* [Objective] Look through the data and write out every line with the word "components" in it.
* Start Data for the task *
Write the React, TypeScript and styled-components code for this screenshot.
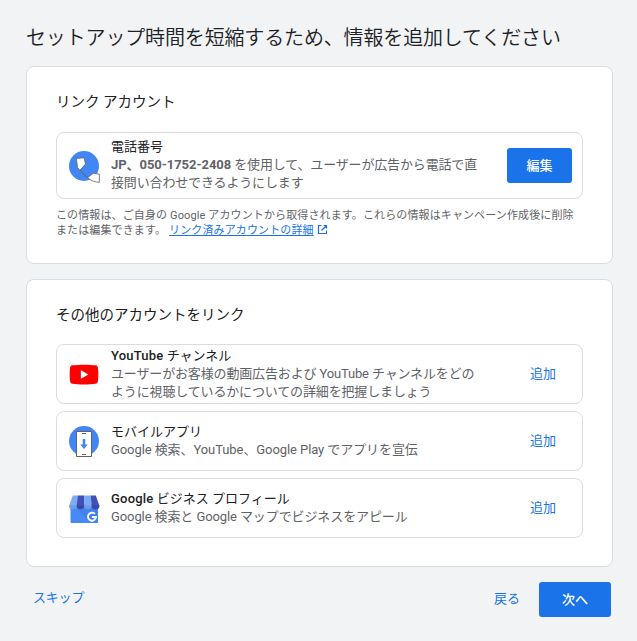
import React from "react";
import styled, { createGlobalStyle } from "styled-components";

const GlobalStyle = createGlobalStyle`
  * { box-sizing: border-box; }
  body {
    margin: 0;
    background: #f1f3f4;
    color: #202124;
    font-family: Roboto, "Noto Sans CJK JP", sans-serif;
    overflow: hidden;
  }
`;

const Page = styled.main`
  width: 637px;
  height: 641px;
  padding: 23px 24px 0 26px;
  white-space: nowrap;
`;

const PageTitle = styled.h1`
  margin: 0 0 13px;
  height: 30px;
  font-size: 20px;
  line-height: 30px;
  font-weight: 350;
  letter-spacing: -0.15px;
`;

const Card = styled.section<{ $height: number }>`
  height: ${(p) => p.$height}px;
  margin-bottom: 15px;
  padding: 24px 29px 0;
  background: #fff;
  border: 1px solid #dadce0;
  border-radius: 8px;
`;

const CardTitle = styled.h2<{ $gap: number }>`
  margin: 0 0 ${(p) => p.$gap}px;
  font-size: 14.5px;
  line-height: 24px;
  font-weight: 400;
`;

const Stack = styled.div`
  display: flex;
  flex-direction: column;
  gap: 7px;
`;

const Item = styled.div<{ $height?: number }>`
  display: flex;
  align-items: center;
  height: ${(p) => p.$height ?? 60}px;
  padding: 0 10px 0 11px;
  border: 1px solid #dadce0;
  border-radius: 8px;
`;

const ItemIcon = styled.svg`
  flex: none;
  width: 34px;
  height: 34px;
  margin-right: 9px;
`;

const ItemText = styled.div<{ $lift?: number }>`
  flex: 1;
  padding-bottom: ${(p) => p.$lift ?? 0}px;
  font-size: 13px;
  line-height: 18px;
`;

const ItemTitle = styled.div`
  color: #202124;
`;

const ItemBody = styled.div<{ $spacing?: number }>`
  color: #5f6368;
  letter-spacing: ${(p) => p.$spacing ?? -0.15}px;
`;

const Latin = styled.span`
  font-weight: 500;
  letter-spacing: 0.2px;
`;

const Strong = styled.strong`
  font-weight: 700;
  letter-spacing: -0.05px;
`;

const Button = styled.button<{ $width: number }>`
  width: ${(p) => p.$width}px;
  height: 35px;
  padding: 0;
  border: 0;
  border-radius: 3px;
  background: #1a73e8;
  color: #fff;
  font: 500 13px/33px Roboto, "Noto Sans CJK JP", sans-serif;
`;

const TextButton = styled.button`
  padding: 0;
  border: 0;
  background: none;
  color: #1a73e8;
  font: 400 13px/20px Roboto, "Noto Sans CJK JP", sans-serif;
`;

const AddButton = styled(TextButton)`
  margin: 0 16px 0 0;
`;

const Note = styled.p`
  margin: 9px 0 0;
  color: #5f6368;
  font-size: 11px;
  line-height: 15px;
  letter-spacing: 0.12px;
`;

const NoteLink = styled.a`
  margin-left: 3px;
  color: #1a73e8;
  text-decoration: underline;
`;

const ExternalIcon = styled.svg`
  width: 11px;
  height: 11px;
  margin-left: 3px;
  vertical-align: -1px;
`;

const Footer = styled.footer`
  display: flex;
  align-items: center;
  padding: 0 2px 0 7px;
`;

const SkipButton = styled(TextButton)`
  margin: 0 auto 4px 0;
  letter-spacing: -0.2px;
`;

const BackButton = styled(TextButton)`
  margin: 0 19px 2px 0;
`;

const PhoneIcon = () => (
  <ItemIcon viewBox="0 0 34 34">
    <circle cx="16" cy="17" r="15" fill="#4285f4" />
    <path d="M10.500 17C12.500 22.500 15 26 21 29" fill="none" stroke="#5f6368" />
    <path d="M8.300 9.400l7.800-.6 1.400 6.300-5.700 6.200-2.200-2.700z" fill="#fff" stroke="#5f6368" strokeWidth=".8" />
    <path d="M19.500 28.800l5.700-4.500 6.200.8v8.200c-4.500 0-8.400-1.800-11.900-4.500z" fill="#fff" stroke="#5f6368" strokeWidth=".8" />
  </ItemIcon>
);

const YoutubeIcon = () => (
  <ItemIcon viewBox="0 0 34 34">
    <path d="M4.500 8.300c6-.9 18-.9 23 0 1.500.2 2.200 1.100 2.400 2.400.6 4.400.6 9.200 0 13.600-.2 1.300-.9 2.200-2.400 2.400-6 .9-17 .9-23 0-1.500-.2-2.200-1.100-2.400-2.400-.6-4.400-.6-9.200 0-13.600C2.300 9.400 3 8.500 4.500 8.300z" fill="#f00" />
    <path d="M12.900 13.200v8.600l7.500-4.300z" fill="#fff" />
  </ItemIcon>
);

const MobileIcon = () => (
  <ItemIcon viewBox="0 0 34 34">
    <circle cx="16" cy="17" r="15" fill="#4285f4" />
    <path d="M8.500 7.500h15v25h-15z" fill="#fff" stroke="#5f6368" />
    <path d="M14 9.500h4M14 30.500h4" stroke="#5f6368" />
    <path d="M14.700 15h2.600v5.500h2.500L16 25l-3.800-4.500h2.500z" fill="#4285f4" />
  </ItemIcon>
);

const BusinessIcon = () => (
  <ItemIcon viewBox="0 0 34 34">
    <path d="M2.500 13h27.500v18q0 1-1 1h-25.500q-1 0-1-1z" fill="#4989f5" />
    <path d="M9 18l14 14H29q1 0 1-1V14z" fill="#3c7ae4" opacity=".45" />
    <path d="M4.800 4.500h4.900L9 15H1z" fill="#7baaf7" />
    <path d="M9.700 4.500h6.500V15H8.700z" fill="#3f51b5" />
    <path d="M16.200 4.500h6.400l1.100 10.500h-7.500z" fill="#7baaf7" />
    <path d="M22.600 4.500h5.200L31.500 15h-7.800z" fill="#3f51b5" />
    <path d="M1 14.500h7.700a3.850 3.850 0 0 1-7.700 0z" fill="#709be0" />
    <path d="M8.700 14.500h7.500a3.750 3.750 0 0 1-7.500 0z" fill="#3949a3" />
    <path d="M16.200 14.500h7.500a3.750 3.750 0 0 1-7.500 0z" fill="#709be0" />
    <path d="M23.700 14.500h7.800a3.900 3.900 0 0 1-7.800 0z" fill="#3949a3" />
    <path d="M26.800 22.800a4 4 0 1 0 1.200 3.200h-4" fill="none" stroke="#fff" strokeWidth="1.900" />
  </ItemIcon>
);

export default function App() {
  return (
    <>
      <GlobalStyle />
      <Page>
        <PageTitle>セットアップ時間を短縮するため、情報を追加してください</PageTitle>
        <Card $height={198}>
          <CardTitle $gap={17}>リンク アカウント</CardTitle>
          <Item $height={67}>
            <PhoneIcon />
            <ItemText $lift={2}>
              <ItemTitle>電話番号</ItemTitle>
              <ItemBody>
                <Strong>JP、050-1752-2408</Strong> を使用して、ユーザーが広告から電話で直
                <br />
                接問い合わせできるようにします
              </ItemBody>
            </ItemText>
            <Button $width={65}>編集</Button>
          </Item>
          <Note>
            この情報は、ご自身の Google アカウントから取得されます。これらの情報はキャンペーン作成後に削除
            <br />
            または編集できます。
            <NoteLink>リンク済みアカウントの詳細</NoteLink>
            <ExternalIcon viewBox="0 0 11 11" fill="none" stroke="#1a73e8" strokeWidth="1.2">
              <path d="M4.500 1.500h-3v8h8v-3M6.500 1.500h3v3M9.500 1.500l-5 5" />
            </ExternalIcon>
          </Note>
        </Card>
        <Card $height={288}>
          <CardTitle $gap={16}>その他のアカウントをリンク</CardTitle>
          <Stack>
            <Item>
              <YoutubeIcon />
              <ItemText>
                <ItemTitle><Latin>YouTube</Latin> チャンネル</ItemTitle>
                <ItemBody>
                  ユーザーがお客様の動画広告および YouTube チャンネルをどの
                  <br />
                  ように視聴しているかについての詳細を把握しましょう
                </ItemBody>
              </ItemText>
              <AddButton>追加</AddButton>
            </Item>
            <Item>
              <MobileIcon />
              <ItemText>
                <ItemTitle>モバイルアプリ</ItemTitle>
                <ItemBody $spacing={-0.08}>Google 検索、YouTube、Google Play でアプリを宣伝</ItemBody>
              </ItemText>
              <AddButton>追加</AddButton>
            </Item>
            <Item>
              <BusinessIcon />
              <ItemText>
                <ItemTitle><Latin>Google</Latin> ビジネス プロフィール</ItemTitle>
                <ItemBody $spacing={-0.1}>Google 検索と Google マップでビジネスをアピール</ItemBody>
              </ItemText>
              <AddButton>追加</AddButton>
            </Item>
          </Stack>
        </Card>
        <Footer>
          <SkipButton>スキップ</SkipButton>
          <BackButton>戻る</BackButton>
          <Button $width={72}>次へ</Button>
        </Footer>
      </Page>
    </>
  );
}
* End Data for the task *
* Start Data for the task *
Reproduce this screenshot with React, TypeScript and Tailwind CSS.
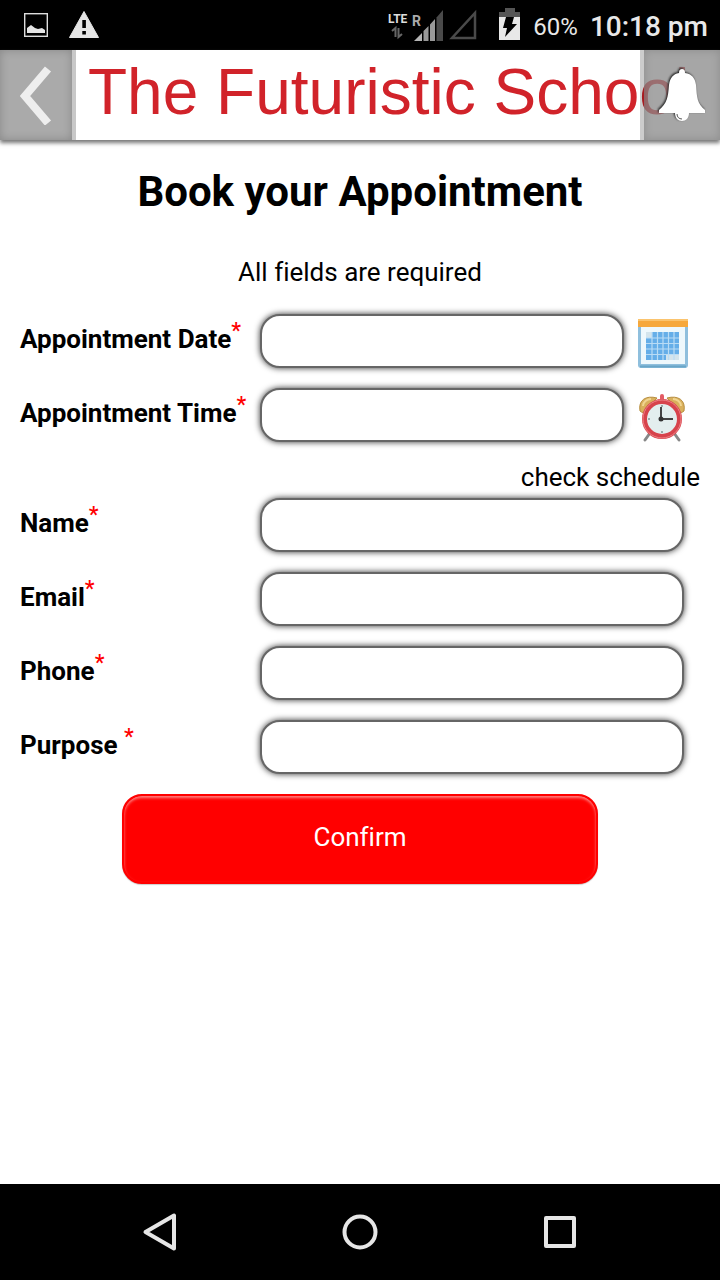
* End Data for the task *
* [Solution to this exercise]
Write the React, TypeScript and styled-components code for this screenshot.
import styled, { createGlobalStyle } from "styled-components";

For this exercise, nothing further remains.